These days I try very hard to mind my business. A lot of that comes with age. You get to that point when it really does not matter whether (they think) you’re right or wrong. You simply conserve your energy (rightly so). Over the years, with youthful exuberance you spent a lot of that energy fighting wars that on hindsight were not worth a penny. The energy is also in short supply, exemplified by the grey hair everywhere, fading vision and of course rising blood pressure.
My first emotional response to the Jews in today’s Israel came from the novel, Exodus by Leon Uris which I read in the early ‘80s. From Sunday School a decade earlier to all of my adult life, I have believed that the Jews are God’s chosen people and through Jesus Christ the rest of us who believe have been adopted as God’s children. My daughter once asked me if it was fair that God gave the Jews other people’s land in the Old Testament. I have also read about the Early Church and examples of modern communities, towns and cities in which the people who were originally Christian or traditional religion worshippers have since lost their homeland to a foreign religion.

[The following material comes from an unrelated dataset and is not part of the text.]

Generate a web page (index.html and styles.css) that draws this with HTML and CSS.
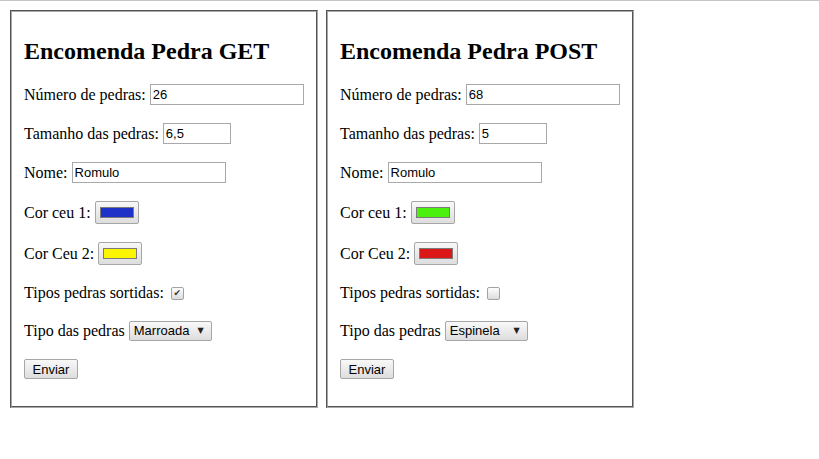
FILE: index.html
```html
<!DOCTYPE html>
<html lang="pt">
<head>
<meta charset="utf-8">
<title>Encomenda Pedra</title>
<link rel="stylesheet" href="styles.css">
</head>
<body>
<div class="topline"></div>
<div class="forms">
  <form class="order" method="get">
    <fieldset class="box">
      <h2 class="title">Encomenda Pedra GET</h2>
      <p class="row">Número de pedras: <input class="txt" type="text" value="26"></p>
      <p class="row">Tamanho das pedras: <input class="txt short" type="text" value="6,5"></p>
      <p class="row">Nome: <input class="txt" type="text" value="Romulo"></p>
      <p class="row tall">Cor ceu 1: <span class="colorbtn"><span class="swatch blue"></span></span></p>
      <p class="row tall">Cor Ceu 2: <span class="colorbtn"><span class="swatch yellow"></span></span></p>
      <p class="row low">Tipos pedras sortidas: <span class="check checked"></span></p>
      <p class="row low">Tipo das pedras <span class="select"><span class="sel-text">Marroada</span><span class="sel-arrow">▼</span></span></p>
      <p class="row low"><button class="btn" type="button">Enviar</button></p>
    </fieldset>
  </form>
  <form class="order" method="post">
    <fieldset class="box">
      <h2 class="title">Encomenda Pedra POST</h2>
      <p class="row">Número de pedras: <input class="txt" type="text" value="68"></p>
      <p class="row">Tamanho das pedras: <input class="txt short" type="text" value="5"></p>
      <p class="row">Nome: <input class="txt" type="text" value="Romulo"></p>
      <p class="row tall">Cor ceu 1: <span class="colorbtn"><span class="swatch green"></span></span></p>
      <p class="row tall">Cor Ceu 2: <span class="colorbtn"><span class="swatch red"></span></span></p>
      <p class="row low">Tipos pedras sortidas: <span class="check"></span></p>
      <p class="row low">Tipo das pedras <span class="select"><span class="sel-text">Espinela</span><span class="sel-arrow">▼</span></span></p>
      <p class="row low"><button class="btn" type="button">Enviar</button></p>
    </fieldset>
  </form>
</div>
</body>
</html>
```

FILE: styles.css
```css
html, body {
  margin: 0;
  padding: 0;
  background: #ffffff;
}
body {
  font-family: "Liberation Serif", "Times New Roman", serif;
  font-size: 16px;
  color: #000;
}
.topline {
  height: 1px;
  background: #c4c4c4;
}
.forms {
  display: flex;
  align-items: flex-start;
  gap: 8px;
  padding: 9px 10px 0 10px;
}
.order {
  margin: 0;
}
.box {
  margin: 0;
  width: 280px;
  padding: 6px 12px 10px 12px;
  border: 2px groove #a8a8a8;
  min-inline-size: 0;
}
.box .title {
  font-size: 24px;
  font-weight: bold;
  margin: 20px 0 18px 0;
  line-height: 27px;
}
.row {
  margin: 16px 0;
  line-height: 18px;
  height: 23px;
  display: flex;
  align-items: center;
  white-space: pre;
}
.row.tall {
  height: 25px;
}
.row.low {
  height: 22px;
}
.txt {
  box-sizing: border-box;
  width: 154px;
  height: 21px;
  margin: 0;
  padding: 1px 2px;
  border: 1px solid #a9a9a9;
  font-family: "Liberation Sans", Arial, sans-serif;
  font-size: 13px;
  color: #000;
  background: #fff;
  outline: none;
}
.txt.short {
  width: 68px;
}
.colorbtn {
  box-sizing: border-box;
  width: 44px;
  height: 23px;
  border: 1px solid #a6a6a6;
  border-radius: 2px;
  background: linear-gradient(#f8f8f8, #dddddd);
  display: flex;
  align-items: center;
  justify-content: center;
}
.swatch {
  box-sizing: border-box;
  width: 34px;
  height: 11px;
  border: 1px solid #7a7a7a;
}
.swatch.blue { background: #1f32c8; }
.swatch.yellow { background: #fbf500; }
.swatch.green { background: #4cf00f; }
.swatch.red { background: #dc1717; }
.check {
  box-sizing: border-box;
  margin-left: 3px;
  width: 13px;
  height: 13px;
  border: 1px solid #a3a3a3;
  border-radius: 2px;
  background: linear-gradient(#fdfdfd, #dcdcdc);
  display: flex;
  align-items: center;
  justify-content: center;
  font-family: "DejaVu Sans", sans-serif;
  font-size: 9px;
  line-height: 1;
  color: #333;
}
.check.checked::after {
  content: "✔";
}
.select {
  box-sizing: border-box;
  width: 83px;
  height: 20px;
  border: 1px solid #a6a6a6;
  border-radius: 2px;
  background: linear-gradient(#f8f8f8, #dddddd);
  display: flex;
  align-items: center;
  justify-content: space-between;
  padding: 0 7px 0 4px;
  font-family: "Liberation Sans", Arial, sans-serif;
  font-size: 13px;
}
.sel-arrow {
  font-family: "DejaVu Sans", sans-serif;
  font-size: 8px;
  color: #222;
}
.btn {
  box-sizing: border-box;
  width: 54px;
  height: 20px;
  padding: 0;
  border: 1px solid #a6a6a6;
  border-radius: 2px;
  background: linear-gradient(#f8f8f8, #dddddd);
  font-family: "Liberation Sans", Arial, sans-serif;
  font-size: 13px;
  color: #000;
}
```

One thing I have never understood is why the adopted children are more vociferous about the Christian faith than the Jews for whom the Messiah came.
So, Hamas caught Israel napping and savagely slaughtered many, largely civilian men, women and children and took over two hundred hostages. Their leaders knew they lived in the world’s biggest open prison and they were convinced the best approach to a political solution was a premeditated bloodbath. They knew ahead of time that Israel would respond with fire and brimstone. The on-going loss of lives on both sides does not make sense to me. I was already exhausted by the opening salvo of bloodletting and avoided reading any fact or propaganda on social media after an initial fruitless exchange of WhatsApp stories between my eldest daughter and I. Why do people kill? It does not make sense to me. There is something so final about death.

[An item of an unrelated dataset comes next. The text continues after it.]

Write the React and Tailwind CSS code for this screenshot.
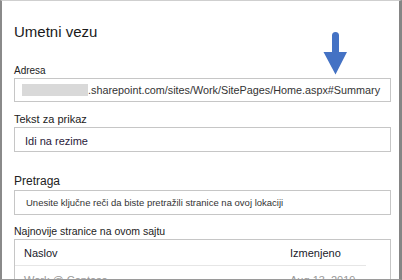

The other weekend, another daughter told her Mum that she was going to attend a Pro-Palestinian peaceful protest in Leeds City Centre.
‘What if I tell you not to go?’
‘I’ll probably still go,’ She promptly replied.
Mum gave her blessings.
The war between Russia and Ukraine does not make sense to me. One nation begins a special operation to get rid of Neo-Nazis in another sovereign nation and hundreds of thousands are dead. The blood letting continues. The world press has moved on from Europe to the Middle East.
There’s one more thing. A man was declared winner of a highly contested election, the final results released before the break of dawn and he was sworn into office before the election petitions got underway. The Supreme Court finally declared him winner and there was no jubilation on the streets of Nigeria. This too does not make sense to me.
One thing does make sense. Love covers a multitude of sins. If USA, China, Russia, European Union, UK, Iran, Saudi Arabia for once spoke the language of love and not the language of death (arms), we would probably have world peace.
- If I speak in the tongues of men or of angels, but do not have love, I am only a resounding gong or a clanging cymbal.
- If I have the gift of prophecy and can fathom all mysteries and all knowledge, and if I have a faith that can move mountains, but do not have love, I am nothing.
- If I give all I possess to the poor and give over my body to hardship that I may boast, but do not have love, I gain nothing.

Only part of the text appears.